With so many different ways to understand the concept – I wonder if “lawfare” is really just a trendy way of describing the politics of international law? And if so, is it really that useful?

I think an argument for “lawfare” being useful could be based on it being understood as a phenomenon: although international law has always been political, the way that non-state actors engaged with it changed in the 1990s (with the classic case being the 1997 Ottawa Landmines Treaty.) And since the 1990s there has been a flourishing of international humanitarian/human rights organizations which monitor international law in armed conflict. International law is being discussed in ways that it never has been before – whether its is because of the media (which makes watching and reporting alleged violations easier), the internet (which makes it easier to research and find) or changing expectations in populations (which demand that wars fought by democracies are fought in ways that reflect democratic values.) So should lawfare refer to this of hyper-discussion and awareness?

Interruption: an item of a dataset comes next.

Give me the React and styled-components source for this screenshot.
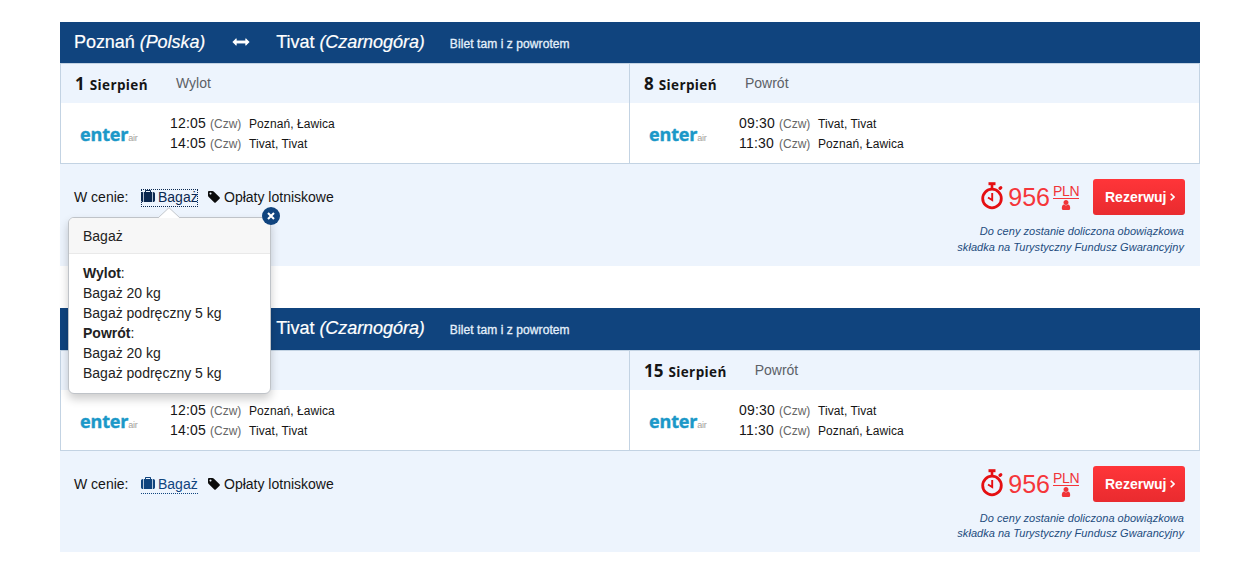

The problem with this (at the risk of having set up a straw-man) is that international law, particularly the laws of war, have always been political. Not even the participation of non-state actors is particularly new. ICRC aside, in the 1970s national self-liberation movements (such as the Palestinian Liberation Organization and the African National Congress) demanded and sometimes recieved the right to participate in IHL conferences (such as the Geneva Diplomatic Conferences which wrote the Additional Protocols). And both the United States and Soviet Union (and their client-states) were willing to use international law to score their political points (such as North Vietnam insisting that downed US navy pilots were “war criminals” rather than prisoners of war.)

It’s obvious that discussions and heated debates on international law related to armed conflict will not be vanishing anytime soon, especially as states continue to feel obligated to justifiy their actions in terms of international law and NGOs continue to push for more and more restrictions on weapons. Whether or not we choose call it “lawfare” (however defined) will make little difference.